Stored items:
╭──

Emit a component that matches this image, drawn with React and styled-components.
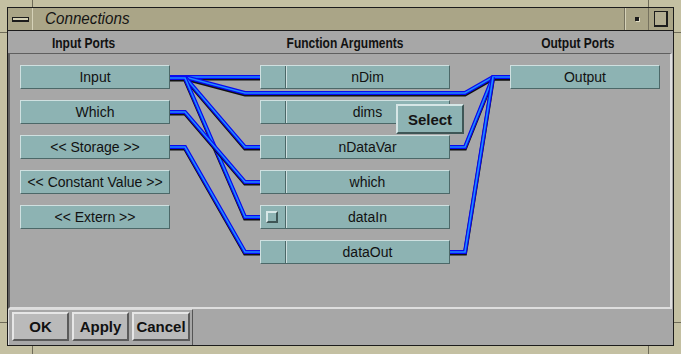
import React from "react";
import styled, { createGlobalStyle } from "styled-components";

const GlobalStyle = createGlobalStyle`
  html, body {
    margin: 0;
    padding: 0;
    background: #c4c0a2;
  }
  * {
    box-sizing: border-box;
  }
`;

const FRAME = "#c4c0a2";
const TICK = "#6e6b58";

const Window = styled.div`
  width: 681px;
  height: 354px;
  padding: 7px 7px 8px 7px;
  display: flex;
  font-family: "Liberation Sans", Arial, sans-serif;
  background:
    linear-gradient(${TICK}, ${TICK}) 32px 0 / 1px 7px no-repeat,
    linear-gradient(${TICK}, ${TICK}) 648px 0 / 1px 7px no-repeat,
    linear-gradient(${TICK}, ${TICK}) 32px 346px / 1px 8px no-repeat,
    linear-gradient(${TICK}, ${TICK}) 648px 346px / 1px 8px no-repeat,
    linear-gradient(${TICK}, ${TICK}) 0 32px / 7px 1px no-repeat,
    linear-gradient(${TICK}, ${TICK}) 0 322px / 7px 1px no-repeat,
    linear-gradient(${TICK}, ${TICK}) 674px 32px / 7px 1px no-repeat,
    linear-gradient(${TICK}, ${TICK}) 674px 322px / 7px 1px no-repeat,
    ${FRAME};
`;

const Inner = styled.div`
  flex: 1;
  display: flex;
  flex-direction: column;
  border: 1px solid #1c1c1c;
`;

const TitleBar = styled.div`
  height: 23px;
  display: flex;
  background: #aaa587;
  border-bottom: 1px solid #1c1c1c;
`;

const TitleButton = styled.div`
  width: ${p => p.$w}px;
  display: flex;
  align-items: center;
  justify-content: center;
  border-left: ${p => (p.$left ? "1px solid #76725e" : "none")};
  border-right: ${p => (p.$right ? "1px solid #76725e" : "none")};
  box-shadow: ${p => (p.$left ? "inset 1px 0 0 #d6d2b8" : "none")};
`;

const MenuSlab = styled.div`
  width: 17px;
  height: 5px;
  background: #d4d0b4;
  border: 1px solid #1c1c1c;
  border-bottom-width: 2px;
`;

const MinDot = styled.div`
  width: 4px;
  height: 4px;
  background: #1c1c1c;
  box-shadow: 1px 1px 0 #e0dcc4;
`;

const MaxBox = styled.div`
  width: 14px;
  height: 16px;
  border: 1px solid #1c1c1c;
  border-right-width: 2px;
  border-bottom-width: 2px;
  background: #b3ae92;
`;

const Title = styled.div`
  flex: 1;
  padding-left: 13px;
  display: flex;
  align-items: center;
  font-style: italic;
  font-size: 16px;
  color: #141414;
  box-shadow: inset 1px 0 0 #d6d2b8;

  span {
    display: inline-block;
    transform: scaleX(0.95);
    transform-origin: left center;
  }
`;

const Body = styled.div`
  flex: 1;
  display: flex;
  flex-direction: column;
  background: #a7a7a7;
`;

const HeaderRow = styled.div`
  height: 22px;
  display: flex;
  align-items: center;
`;

const Header = styled.div`
  width: ${p => p.$w}px;
  text-align: center;
  font-weight: 700;
  font-size: 15px;
  color: #111;

  span {
    display: inline-block;
    transform: scaleX(0.8);
  }
`;

const Panel = styled.div`
  position: relative;
  height: 256px;
  margin-right: 1px;
  padding: 11px 10px 10px 10px;
  border: solid;
  border-color: #5f5f5f #dedede #dedede #5f5f5f;
  border-width: 1px 2px 2px 2px;
`;

const Wires = styled.svg`
  position: absolute;
  left: 0;
  top: 0;
  width: 100%;
  height: 100%;
  pointer-events: none;
`;

const Columns = styled.div`
  position: relative;
  display: flex;
  align-items: flex-start;
`;

const Column = styled.div`
  width: ${p => p.$w}px;
  margin-right: ${p => p.$gap || 0}px;
  display: flex;
  flex-direction: column;
  gap: 11px;
`;

const PortButton = styled.div`
  height: 24px;
  display: flex;
  align-items: center;
  justify-content: center;
  background: #8db3b3;
  border: 1px solid;
  border-color: #cfe0e0 #4c6868 #4c6868 #cfe0e0;
  font-size: 14px;
  color: #111;
`;

const ArgButton = styled(PortButton)`
  justify-content: flex-start;
`;

const Slot = styled.div`
  width: 25px;
  height: 100%;
  display: flex;
  align-items: center;
  padding-left: 5px;
  border-right: 1px solid #4c6868;
  box-shadow: 1px 0 0 #cfe0e0;
`;

const Check = styled.div`
  width: 12px;
  height: 12px;
  background: #8db3b3;
  border: 2px solid;
  border-color: #d8e8e8 #3e5656 #3e5656 #d8e8e8;
`;

const ArgLabel = styled.div`
  flex: 1;
  text-align: center;
`;

const SelectPopup = styled.div`
  position: absolute;
  left: 386px;
  top: 50px;
  width: 68px;
  height: 30px;
  display: flex;
  align-items: center;
  justify-content: center;
  background: #8db3b3;
  border: 2px solid;
  border-color: #d6e6e6 #3e5656 #3e5656 #d6e6e6;
  font-weight: 700;
  font-size: 15px;
  color: #141414;
`;

const Footer = styled.div`
  flex: 1;
  display: flex;
`;

const ButtonGroup = styled.div`
  display: flex;
  gap: 3px;
  padding: 2px 2px 3px 3px;
  border-top: 1px solid #dadada;
  border-left: 1px solid #dadada;
  border-right: 1px solid #555;
`;

const DialogButton = styled.button`
  width: ${p => p.$w}px;
  height: 29px;
  padding: 0;
  background: #bababa;
  border: 2px solid;
  border-color: #e6e6e6 #5a5a5a #5a5a5a #e6e6e6;
  font-family: "Liberation Sans", Arial, sans-serif;
  font-weight: 700;
  font-size: 15px;
  color: #111;
`;

const Wire = ({ d }) => (
  <g fill="none" strokeLinejoin="miter">
    <path d={d} stroke="#111" strokeWidth="4" transform="translate(0 1.5)" />
    <path d={d} stroke="#0a0af0" strokeWidth="4" />
    <path d={d} stroke="#1e8cff" strokeWidth="1.6" />
  </g>
);

const wires = [
  "M170 77 H260",
  "M170 77 H185 L245 93 H465 L493 77 H510",
  "M170 77 H185 L245 147 H260",
  "M170 78 H185 L245 217 H260",
  "M170 112 H185 L245 182 H260",
  "M170 147 H185 L245 252 H260",
  "M450 147 H465 L493 77 H510",
  "M450 252 H465 L493 77",
];

const inputs = ["Input", "Which", "<< Storage >>", "<< Constant Value >>", "<< Extern >>"];
const args = ["nDim", "dims", "nDataVar", "which", "dataIn", "dataOut"];

export default function App() {
  return (
    <>
      <GlobalStyle />
      <Window>
        <Inner>
          <TitleBar>
            <TitleButton $w={24}>
              <MenuSlab />
            </TitleButton>
            <Title><span>Connections</span></Title>
            <TitleButton $w={25} $left $right>
              <MinDot />
            </TitleButton>
            <TitleButton $w={24}>
              <MaxBox />
            </TitleButton>
          </TitleBar>
          <Body>
            <HeaderRow>
              <Header $w={152}><span>Input Ports</span></Header>
              <Header $w={370}><span>Function Arguments</span></Header>
              <Header $w={96}><span>Output Ports</span></Header>
            </HeaderRow>
            <Panel>
              <Wires>
                <g transform="translate(-10 -54)">
                  {wires.map((d, i) => (
                    <Wire key={`wire-${i}`} d={d} />
                  ))}
                </g>
              </Wires>
              <Columns>
                <Column $w={150} $gap={90}>
                  {inputs.map(name => (
                    <PortButton key={name}>{name}</PortButton>
                  ))}
                </Column>
                <Column $w={190} $gap={60}>
                  {args.map(name => (
                    <ArgButton key={name}>
                      <Slot>{name === "dataIn" && <Check />}</Slot>
                      <ArgLabel>{name}</ArgLabel>
                    </ArgButton>
                  ))}
                </Column>
                <Column $w={150}>
                  <PortButton>Output</PortButton>
                </Column>
              </Columns>
              <SelectPopup>Select</SelectPopup>
            </Panel>
            <Footer>
              <ButtonGroup>
                <DialogButton $w={57}>OK</DialogButton>
                <DialogButton $w={57}>Apply</DialogButton>
                <DialogButton $w={58}>Cancel</DialogButton>
              </ButtonGroup>
            </Footer>
          </Body>
        </Inner>
      </Window>
    </>
  );
}
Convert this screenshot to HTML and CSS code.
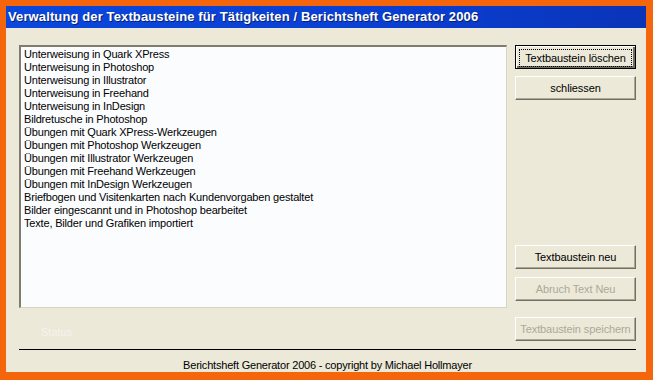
FILE: index.html
```html
<!DOCTYPE html>
<html lang="de">
<head>
    <meta charset="UTF-8">
    <title>Verwaltung der Textbausteine</title>
    <link rel="stylesheet" href="styles.css">
</head>
<body>
    <div class="window">
        <div class="titlebar">Verwaltung der Textbausteine für Tätigkeiten / Berichtsheft Generator 2006</div>
        <div class="content">
            <div class="main">
                <div class="left">
                    <ul class="listbox">
                        <li>Unterweisung in Quark XPress</li>
                        <li>Unterweisung in Photoshop</li>
                        <li>Unterweisung in Illustrator</li>
                        <li>Unterweisung in Freehand</li>
                        <li>Unterweisung in InDesign</li>
                        <li>Bildretusche in Photoshop</li>
                        <li>Übungen mit Quark XPress-Werkzeugen</li>
                        <li>Übungen mit Photoshop Werkzeugen</li>
                        <li>Übungen mit Illustrator Werkzeugen</li>
                        <li>Übungen mit Freehand Werkzeugen</li>
                        <li>Übungen mit InDesign Werkzeugen</li>
                        <li>Briefbogen und Visitenkarten nach Kundenvorgaben gestaltet</li>
                        <li>Bilder eingescannt und in Photoshop bearbeitet</li>
                        <li>Texte, Bilder und Grafiken importiert</li>
                    </ul>
                    <div class="status">Status</div>
                </div>
                <div class="buttons">
                    <button type="button" class="btn focused"><span>Textbaustein löschen</span></button>
                    <button type="button" class="btn b-close">schliessen</button>
                    <button type="button" class="btn b-new">Textbaustein neu</button>
                    <button type="button" class="btn b-cancel" disabled>Abruch Text Neu</button>
                    <button type="button" class="btn b-save" disabled>Textbaustein speichern</button>
                </div>
            </div>
            <div class="separator"></div>
            <div class="footer">Berichtsheft Generator 2006 - copyright by Michael Hollmayer</div>
        </div>
    </div>
</body>
</html>
```

FILE: styles.css
```css
body{
    margin:0;
    background-color:#f5650c;
    font-family:"Liberation Sans", Arial, sans-serif;
}
div.window{
    width:640px;
    height:366px;
    margin:6px 0 0 6px;
    background-color:#ece9d8;
    display:flex;
    flex-direction:column;
}
div.titlebar{
    height:22px;
    line-height:22px;
    padding-left:2px;
    background-image:linear-gradient(to right, #0b47dc, #0a3fd2 60%, #0a34b8);
    color:white;
    font-weight:bold;
    font-size:13px;
    letter-spacing:0.12px;
    text-shadow:1px 1px 0 #0a1f6a;
    white-space:nowrap;
    overflow:hidden;
}
div.content{
    padding:17px 10px 0 13px;
}
div.main{
    display:flex;
    gap:8px;
    height:297px;
}
div.left{
    width:488px;
}
ul.listbox{
    list-style:none;
    margin:0;
    padding:1px 3px;
    height:263px;
    box-sizing:border-box;
    background-color:#fbfcfe;
    border-top:2px solid #7f7c70;
    border-left:2px solid #7f7c70;
    border-right:1px solid #d8d4c4;
    border-bottom:1px solid #d8d4c4;
    font-size:11px;
    line-height:13px;
    letter-spacing:-0.18px;
    color:#000;
}
div.status{
    margin:18px 0 0 22px;
    font-size:11px;
    color:#f6f4ec;
}
div.buttons{
    width:121px;
    display:flex;
    flex-direction:column;
}
button.btn{
    height:24px;
    width:121px;
    padding:0;
    background-color:#ece9d8;
    border:1px solid;
    border-color:#ffffff #716f64 #716f64 #ffffff;
    box-shadow:inset -1px -1px 0 #aca899;
    font-family:"Liberation Sans", Arial, sans-serif;
    font-size:11px;
    letter-spacing:-0.1px;
    color:#000;
}
button.focused{
    border:1px solid #000;
    box-shadow:inset 1px 1px 0 #fff, inset -2px -2px 0 #716f64;
}
button.focused span{
    display:block;
    margin:3px;
    padding:2px 0;
    border:1px dotted #000;
}
button.b-close{
    margin-top:7px;
}
button.b-new{
    margin-top:145px;
}
button.b-cancel{
    margin-top:8px;
}
button.b-save{
    margin-top:16px;
}
button.btn:disabled{
    color:#aca899;
}
div.separator{
    margin-top:7px;
    height:1px;
    background-color:#000;
}
div.footer{
    margin-top:8px;
    text-align:center;
    font-size:11px;
    line-height:14px;
    letter-spacing:-0.2px;
    color:#000;
}
```
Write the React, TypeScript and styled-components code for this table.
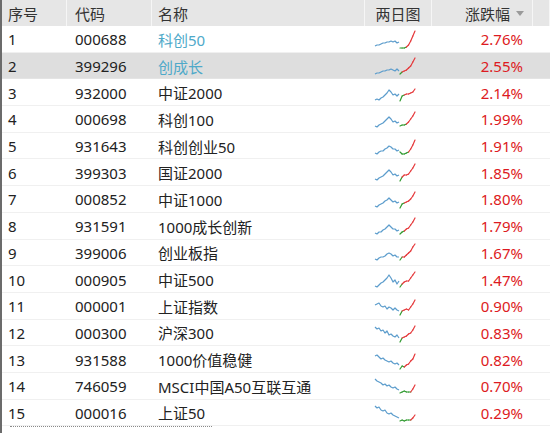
import React from "react";
import styled, { createGlobalStyle } from "styled-components";

const Global = createGlobalStyle`
  html, body { margin: 0; padding: 0; background: #ffffff; overflow: hidden; }
  body { font-family: "Noto Sans", "Noto Sans CJK SC", sans-serif; }
`;

const COLS = "65px 85px 213px 67px 101px 17px";

const Table = styled.div`
  width: 548px;
  height: 433px;
  border-left: 2px solid #6b6b6b;
  background: #fff;
  overflow: hidden;
  font-size: 15px;
  color: #222;
`;

const HeaderRow = styled.div`
  display: grid;
  grid-template-columns: ${COLS};
  height: 26px;
  background: #e6e6e6;
`;

const HeadCell = styled.div<{ $align?: "left" | "center" | "right"; $pad?: number }>`
  display: flex;
  align-items: center;
  justify-content: ${(p) => (p.$align === "center" ? "center" : p.$align === "right" ? "flex-end" : "flex-start")};
  padding-right: ${(p) => (p.$align === "right" ? 8 : 0)}px;
  padding-left: ${(p) => (p.$align === "left" || !p.$align ? p.$pad ?? 6 : 0)}px;
  border-right: 1px solid #f6f6f6;
  color: #333;
  gap: 6px;
`;

const SortArrow = styled.span`
  width: 0;
  height: 0;
  border-left: 4px solid transparent;
  border-right: 4px solid transparent;
  border-top: 5px solid #9a9a9a;
  margin-top: 1px;
`;

const Row = styled.div<{ $selected?: boolean }>`
  display: grid;
  grid-template-columns: ${COLS};
  height: 26.7px;
  background: ${(p) => (p.$selected ? "#dedede" : "#ffffff")};
  box-shadow: inset 0 -1px 0 ${(p) => (p.$selected ? "#e4e4e4" : "#f0f0f0")};
`;

const Cell = styled.div<{ $pad?: number; $color?: string; $right?: boolean }>`
  display: flex;
  align-items: center;
  justify-content: ${(p) => (p.$right ? "flex-end" : "flex-start")};
  padding-left: ${(p) => (p.$right ? 0 : p.$pad ?? 6)}px;
  padding-right: ${(p) => (p.$right ? 10 : 0)}px;
  color: ${(p) => p.$color ?? "#222"};
  white-space: nowrap;
  overflow: hidden;
`;

const ChartCell = styled.div`
  display: flex;
  align-items: center;
  padding-left: 9px;
`;

const FocusLine = styled.div`
  margin-left: 8px;
  width: 202px;
  height: 0;
  border-top: 1px dotted #8a8a8a;
`;

type Spark = { a: number[]; b: number[]; base: number };

const Sparkline: React.FC<Spark> = ({ a, b, base }) => {
  const ax = (i: number) => 1 + (i * 24) / (a.length - 1);
  const bx = (i: number) => 26 + (i * 15) / (b.length - 1);
  const blue = a.map((y, i) => `${ax(i).toFixed(1)},${y + 1}`).join(" ");
  const segs: React.ReactNode[] = [];
  for (let i = 0; i < b.length - 1; i++) {
    const mid = (b[i] + b[i + 1]) / 2;
    const col = mid > base ? "#2f9a2f" : "#e5393b";
    segs.push(
      <line
        key={i}
        x1={bx(i)}
        y1={b[i] + 1}
        x2={bx(i + 1)}
        y2={b[i + 1] + 1}
        stroke={col}
        strokeWidth={1.2}
        strokeLinecap="round"
      />
    );
  }
  return (
    <svg width="44" height="21" viewBox="0 0 44 21">
      <polyline points={blue} fill="none" stroke="#5b9ccc" strokeWidth={1.2} strokeLinejoin="round" />
      {segs}
    </svg>
  );
};

type Item = { code: string; name: string; pct: string; link?: boolean; spark: Spark };

const data: Item[] = [
  { code: "000688", name: "科创50", pct: "2.76%", link: true, spark: { a: [16, 15, 15, 14, 13, 13, 12, 12, 11, 12, 11, 13, 12], b: [18, 18, 18, 17, 15, 11, 6, 1], base: 16 } },
  { code: "399296", name: "创成长", pct: "2.55%", link: true, spark: { a: [17, 16, 16, 15, 14, 14, 13, 13, 12, 13, 14, 12, 14], b: [17, 15, 14, 13, 11, 9, 5, 1], base: 15 } },
  { code: "932000", name: "中证2000", pct: "2.14%", spark: { a: [17, 16, 17, 15, 14, 12, 10, 7, 9, 12, 11, 13, 11], b: [18, 13, 12, 11, 11, 10, 9, 6], base: 12 } },
  { code: "000698", name: "科创100", pct: "1.99%", spark: { a: [16, 17, 15, 14, 13, 11, 9, 7, 9, 12, 11, 13, 12], b: [16, 15, 15, 14, 12, 9, 6, 2], base: 13 } },
  { code: "931643", name: "科创创业50", pct: "1.91%", spark: { a: [16, 17, 15, 14, 14, 12, 11, 9, 10, 12, 12, 14, 13], b: [15, 17, 17, 16, 15, 12, 8, 3], base: 14 } },
  { code: "399303", name: "国证2000", pct: "1.85%", spark: { a: [16, 17, 15, 14, 13, 11, 9, 7, 9, 12, 11, 13, 12], b: [18, 14, 12, 12, 11, 8, 5, 1], base: 13 } },
  { code: "000852", name: "中证1000", pct: "1.80%", spark: { a: [16, 17, 15, 14, 13, 11, 10, 8, 10, 12, 11, 13, 12], b: [18, 14, 13, 12, 11, 9, 6, 2], base: 13 } },
  { code: "931591", name: "1000成长创新", pct: "1.79%", spark: { a: [16, 17, 15, 15, 13, 12, 10, 8, 10, 12, 12, 14, 13], b: [17, 15, 14, 12, 11, 8, 5, 1], base: 14 } },
  { code: "399006", name: "创业板指", pct: "1.67%", spark: { a: [16, 17, 15, 14, 14, 13, 11, 10, 11, 13, 12, 14, 14], b: [17, 14, 14, 12, 10, 8, 4, 1], base: 15 } },
  { code: "000905", name: "中证500", pct: "1.47%", spark: { a: [16, 17, 15, 13, 12, 10, 8, 5, 8, 12, 10, 14, 11], b: [17, 14, 12, 11, 11, 8, 5, 2], base: 13 } },
  { code: "000001", name: "上证指数", pct: "0.90%", spark: { a: [8, 7, 6, 9, 10, 9, 12, 10, 11, 13, 11, 13, 14], b: [18, 14, 13, 12, 13, 10, 7, 3], base: 15 } },
  { code: "000300", name: "沪深300", pct: "0.83%", spark: { a: [4, 6, 5, 8, 7, 10, 8, 12, 11, 13, 14, 12, 15], b: [19, 15, 14, 13, 11, 10, 7, 3], base: 16 } },
  { code: "931588", name: "1000价值稳健", pct: "0.82%", spark: { a: [6, 5, 7, 9, 8, 10, 11, 12, 11, 13, 14, 13, 15], b: [19, 16, 17, 15, 14, 11, 9, 4], base: 16 } },
  { code: "746059", name: "MSCI中国A50互联互通", pct: "0.70%", spark: { a: [2, 4, 5, 6, 8, 7, 9, 8, 10, 11, 10, 12, 13], b: [16, 15, 14, 15, 15, 15, 12, 8], base: 14 } },
  { code: "000016", name: "上证50", pct: "0.29%", spark: { a: [3, 5, 4, 7, 8, 7, 10, 11, 10, 12, 13, 14, 15], b: [18, 17, 18, 17, 17, 17, 15, 12], base: 16 } },
];

export default function App() {
  return (
    <>
      <Global />
      <Table>
        <HeaderRow>
          <HeadCell>序号</HeadCell>
          <HeadCell $pad={8}>代码</HeadCell>
          <HeadCell>名称</HeadCell>
          <HeadCell $align="center">两日图</HeadCell>
          <HeadCell $align="right">
            涨跌幅
            <SortArrow />
          </HeadCell>
          <HeadCell />
        </HeaderRow>
        {data.map((d, i) => (
          <Row key={d.code} $selected={i === 1}>
            <Cell>{i + 1}</Cell>
            <Cell $pad={8}>{d.code}</Cell>
            <Cell $color={d.link ? "#4ea9c9" : undefined}>{d.name}</Cell>
            <ChartCell>
              <Sparkline {...d.spark} />
            </ChartCell>
            <Cell $right $color="#dd1a22">
              {d.pct}
            </Cell>
            <Cell />
          </Row>
        ))}
        <FocusLine />
      </Table>
    </>
  );
}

╰──

> Job: Quote word for word only the lines above from the one containing "Write the React, TypeScript" through the one containing "85px 213px 67px". Pictures stay out of your copy.

> Finished exercise:
Write the React, TypeScript and styled-components code for this table.
import React from "react";
import styled, { createGlobalStyle } from "styled-components";

const Global = createGlobalStyle`
  html, body { margin: 0; padding: 0; background: #ffffff; overflow: hidden; }
  body { font-family: "Noto Sans", "Noto Sans CJK SC", sans-serif; }
`;

const COLS = "65px 85px 213px 67px 101px 17px";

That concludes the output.